> _STATED GOAL_:
Give the number of lines holding the string "components" and nothing more.

> _DATA_:
---------------

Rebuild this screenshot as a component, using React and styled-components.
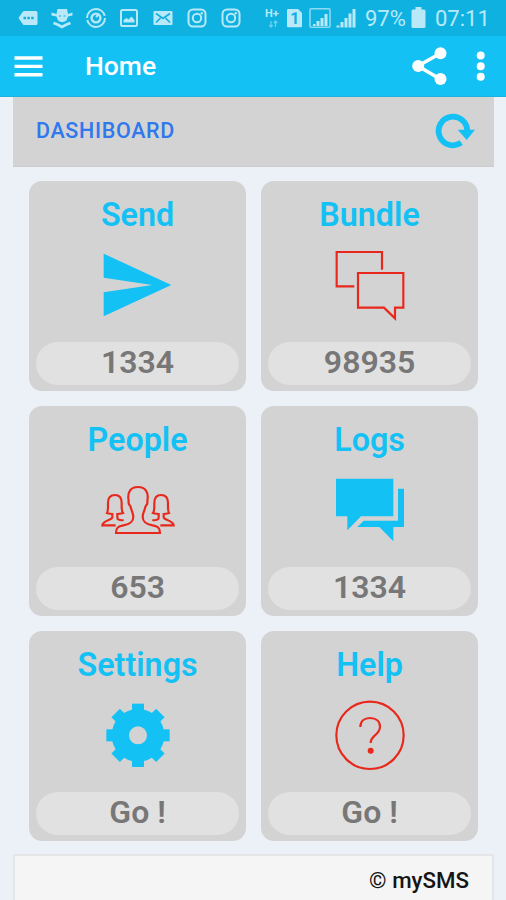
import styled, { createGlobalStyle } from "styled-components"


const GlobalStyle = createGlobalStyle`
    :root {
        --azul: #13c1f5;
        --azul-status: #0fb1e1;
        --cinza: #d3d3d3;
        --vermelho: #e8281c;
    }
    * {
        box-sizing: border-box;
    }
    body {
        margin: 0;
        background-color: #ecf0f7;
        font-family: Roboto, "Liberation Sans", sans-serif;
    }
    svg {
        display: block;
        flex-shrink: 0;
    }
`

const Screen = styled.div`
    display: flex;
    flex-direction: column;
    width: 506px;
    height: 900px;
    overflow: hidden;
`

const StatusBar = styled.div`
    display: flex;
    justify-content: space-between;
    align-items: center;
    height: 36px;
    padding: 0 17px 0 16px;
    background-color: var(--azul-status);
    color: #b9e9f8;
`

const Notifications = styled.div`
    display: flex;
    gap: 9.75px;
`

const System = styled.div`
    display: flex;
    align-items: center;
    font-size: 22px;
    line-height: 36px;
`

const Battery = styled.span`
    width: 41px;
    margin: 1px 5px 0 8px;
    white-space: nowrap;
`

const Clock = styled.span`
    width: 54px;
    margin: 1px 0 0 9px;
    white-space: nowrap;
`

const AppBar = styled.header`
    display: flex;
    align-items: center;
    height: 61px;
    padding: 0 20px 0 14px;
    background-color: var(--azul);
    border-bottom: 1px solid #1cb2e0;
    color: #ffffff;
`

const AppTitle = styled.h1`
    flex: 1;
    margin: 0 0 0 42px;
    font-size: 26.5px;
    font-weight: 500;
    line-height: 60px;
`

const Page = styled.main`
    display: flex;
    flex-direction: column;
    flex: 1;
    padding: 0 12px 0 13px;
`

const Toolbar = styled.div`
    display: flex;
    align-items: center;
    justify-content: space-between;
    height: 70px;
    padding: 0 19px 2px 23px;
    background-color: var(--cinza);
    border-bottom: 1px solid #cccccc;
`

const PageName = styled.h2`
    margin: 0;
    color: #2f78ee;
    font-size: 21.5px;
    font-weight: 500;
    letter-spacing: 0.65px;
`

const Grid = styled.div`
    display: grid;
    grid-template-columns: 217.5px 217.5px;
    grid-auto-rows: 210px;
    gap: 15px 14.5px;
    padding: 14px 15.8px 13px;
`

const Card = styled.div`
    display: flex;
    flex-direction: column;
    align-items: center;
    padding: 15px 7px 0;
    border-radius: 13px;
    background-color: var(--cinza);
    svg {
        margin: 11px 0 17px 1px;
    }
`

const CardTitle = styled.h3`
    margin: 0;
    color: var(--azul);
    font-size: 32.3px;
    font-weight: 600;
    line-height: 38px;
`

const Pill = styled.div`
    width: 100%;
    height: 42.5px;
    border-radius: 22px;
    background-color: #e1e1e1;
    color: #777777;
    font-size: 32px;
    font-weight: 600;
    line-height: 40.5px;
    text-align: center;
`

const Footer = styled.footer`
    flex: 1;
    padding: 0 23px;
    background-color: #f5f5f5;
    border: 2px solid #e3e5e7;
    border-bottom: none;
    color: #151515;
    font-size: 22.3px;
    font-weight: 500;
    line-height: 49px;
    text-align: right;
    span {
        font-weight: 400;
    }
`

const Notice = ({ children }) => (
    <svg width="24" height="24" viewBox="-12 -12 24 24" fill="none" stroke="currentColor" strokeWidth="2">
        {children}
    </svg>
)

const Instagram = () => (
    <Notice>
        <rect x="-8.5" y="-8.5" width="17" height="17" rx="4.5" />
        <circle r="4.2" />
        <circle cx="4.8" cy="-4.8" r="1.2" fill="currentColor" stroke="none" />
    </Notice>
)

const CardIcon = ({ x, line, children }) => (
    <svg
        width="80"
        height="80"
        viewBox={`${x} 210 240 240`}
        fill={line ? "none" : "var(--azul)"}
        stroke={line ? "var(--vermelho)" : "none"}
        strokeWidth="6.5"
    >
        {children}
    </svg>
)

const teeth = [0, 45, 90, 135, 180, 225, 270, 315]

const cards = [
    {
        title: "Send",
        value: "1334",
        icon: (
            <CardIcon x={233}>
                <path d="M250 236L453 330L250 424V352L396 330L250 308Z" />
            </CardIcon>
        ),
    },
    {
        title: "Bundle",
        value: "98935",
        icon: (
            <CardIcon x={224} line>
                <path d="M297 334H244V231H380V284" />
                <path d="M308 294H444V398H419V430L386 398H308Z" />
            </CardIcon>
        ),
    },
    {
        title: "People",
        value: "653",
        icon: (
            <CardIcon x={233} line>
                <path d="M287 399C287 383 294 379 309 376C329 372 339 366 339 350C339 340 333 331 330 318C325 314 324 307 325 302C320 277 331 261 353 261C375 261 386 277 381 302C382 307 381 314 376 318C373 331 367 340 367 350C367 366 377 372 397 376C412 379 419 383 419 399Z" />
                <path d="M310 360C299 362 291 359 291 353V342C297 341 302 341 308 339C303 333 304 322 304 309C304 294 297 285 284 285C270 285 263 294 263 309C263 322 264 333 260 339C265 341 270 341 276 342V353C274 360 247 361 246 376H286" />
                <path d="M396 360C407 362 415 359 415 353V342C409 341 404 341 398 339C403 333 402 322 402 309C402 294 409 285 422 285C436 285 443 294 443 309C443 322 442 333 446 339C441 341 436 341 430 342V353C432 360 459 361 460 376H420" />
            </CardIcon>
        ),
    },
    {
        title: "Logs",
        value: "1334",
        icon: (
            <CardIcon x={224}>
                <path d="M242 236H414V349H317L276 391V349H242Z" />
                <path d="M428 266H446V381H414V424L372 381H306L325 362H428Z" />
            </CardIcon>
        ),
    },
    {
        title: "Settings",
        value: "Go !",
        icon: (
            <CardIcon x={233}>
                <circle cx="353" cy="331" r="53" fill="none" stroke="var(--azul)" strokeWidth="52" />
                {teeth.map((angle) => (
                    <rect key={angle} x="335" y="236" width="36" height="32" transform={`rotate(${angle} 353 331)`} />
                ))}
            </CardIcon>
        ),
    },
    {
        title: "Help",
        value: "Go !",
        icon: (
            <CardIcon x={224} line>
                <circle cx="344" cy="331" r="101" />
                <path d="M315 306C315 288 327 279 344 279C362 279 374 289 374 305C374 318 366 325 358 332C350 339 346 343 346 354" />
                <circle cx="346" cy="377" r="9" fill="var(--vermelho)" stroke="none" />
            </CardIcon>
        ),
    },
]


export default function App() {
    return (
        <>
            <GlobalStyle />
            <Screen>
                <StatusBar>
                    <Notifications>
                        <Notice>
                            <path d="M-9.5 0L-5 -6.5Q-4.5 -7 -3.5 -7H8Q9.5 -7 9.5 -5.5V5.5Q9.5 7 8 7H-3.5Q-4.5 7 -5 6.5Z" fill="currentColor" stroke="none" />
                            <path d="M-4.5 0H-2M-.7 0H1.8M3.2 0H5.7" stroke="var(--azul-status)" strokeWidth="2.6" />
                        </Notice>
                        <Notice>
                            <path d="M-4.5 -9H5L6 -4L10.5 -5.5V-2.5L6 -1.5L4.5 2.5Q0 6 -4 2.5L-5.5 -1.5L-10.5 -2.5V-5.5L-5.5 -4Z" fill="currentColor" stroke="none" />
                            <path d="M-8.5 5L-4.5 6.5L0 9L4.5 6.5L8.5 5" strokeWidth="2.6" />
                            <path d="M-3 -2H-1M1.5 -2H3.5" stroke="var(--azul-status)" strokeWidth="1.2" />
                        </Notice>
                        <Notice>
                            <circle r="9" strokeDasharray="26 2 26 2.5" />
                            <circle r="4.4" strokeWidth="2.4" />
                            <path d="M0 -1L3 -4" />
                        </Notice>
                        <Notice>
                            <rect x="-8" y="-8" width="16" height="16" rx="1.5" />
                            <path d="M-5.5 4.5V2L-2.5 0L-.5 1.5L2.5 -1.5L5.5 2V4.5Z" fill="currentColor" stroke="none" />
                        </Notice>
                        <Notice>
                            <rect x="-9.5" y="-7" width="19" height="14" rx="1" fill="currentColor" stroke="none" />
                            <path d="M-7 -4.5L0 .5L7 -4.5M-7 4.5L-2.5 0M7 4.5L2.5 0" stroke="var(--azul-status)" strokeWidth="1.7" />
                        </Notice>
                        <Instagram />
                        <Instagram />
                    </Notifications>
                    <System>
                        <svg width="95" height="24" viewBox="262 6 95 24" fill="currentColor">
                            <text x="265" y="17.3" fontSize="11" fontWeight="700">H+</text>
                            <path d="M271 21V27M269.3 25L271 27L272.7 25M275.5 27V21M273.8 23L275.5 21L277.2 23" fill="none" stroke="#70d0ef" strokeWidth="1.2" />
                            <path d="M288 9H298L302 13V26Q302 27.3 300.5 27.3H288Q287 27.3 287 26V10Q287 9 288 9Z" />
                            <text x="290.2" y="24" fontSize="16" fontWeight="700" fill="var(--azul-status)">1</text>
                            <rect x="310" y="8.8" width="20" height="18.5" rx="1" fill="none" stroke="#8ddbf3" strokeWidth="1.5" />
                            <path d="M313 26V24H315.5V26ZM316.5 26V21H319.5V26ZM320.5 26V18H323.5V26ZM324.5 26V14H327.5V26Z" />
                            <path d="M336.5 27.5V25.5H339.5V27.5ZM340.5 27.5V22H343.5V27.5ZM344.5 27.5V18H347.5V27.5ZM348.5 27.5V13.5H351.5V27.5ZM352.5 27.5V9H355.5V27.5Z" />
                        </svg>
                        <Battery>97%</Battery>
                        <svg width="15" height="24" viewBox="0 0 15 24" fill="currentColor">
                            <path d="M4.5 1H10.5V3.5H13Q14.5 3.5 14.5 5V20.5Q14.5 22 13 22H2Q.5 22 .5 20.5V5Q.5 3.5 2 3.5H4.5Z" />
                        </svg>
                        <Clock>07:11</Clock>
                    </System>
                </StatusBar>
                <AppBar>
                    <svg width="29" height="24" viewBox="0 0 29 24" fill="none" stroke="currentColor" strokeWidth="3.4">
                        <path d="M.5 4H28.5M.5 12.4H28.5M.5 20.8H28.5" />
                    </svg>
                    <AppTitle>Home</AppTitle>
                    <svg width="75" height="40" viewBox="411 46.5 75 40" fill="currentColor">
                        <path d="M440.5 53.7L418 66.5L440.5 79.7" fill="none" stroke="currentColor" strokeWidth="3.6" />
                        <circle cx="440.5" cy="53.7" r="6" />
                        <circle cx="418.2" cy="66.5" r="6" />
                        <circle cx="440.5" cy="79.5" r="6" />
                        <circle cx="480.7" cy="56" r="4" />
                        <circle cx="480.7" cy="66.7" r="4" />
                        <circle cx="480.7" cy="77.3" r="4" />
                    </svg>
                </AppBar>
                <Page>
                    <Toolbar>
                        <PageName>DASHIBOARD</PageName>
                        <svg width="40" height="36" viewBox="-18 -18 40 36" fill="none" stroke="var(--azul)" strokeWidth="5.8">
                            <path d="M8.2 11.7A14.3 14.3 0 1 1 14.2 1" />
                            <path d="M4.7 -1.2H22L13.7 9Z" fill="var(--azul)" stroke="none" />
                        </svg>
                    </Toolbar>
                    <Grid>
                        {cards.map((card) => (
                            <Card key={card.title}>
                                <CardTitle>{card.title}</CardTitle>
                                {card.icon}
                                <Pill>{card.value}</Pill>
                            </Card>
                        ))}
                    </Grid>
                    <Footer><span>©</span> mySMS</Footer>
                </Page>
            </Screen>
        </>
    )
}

---------------

> _RESULT OF THIS EXERCISE_:
2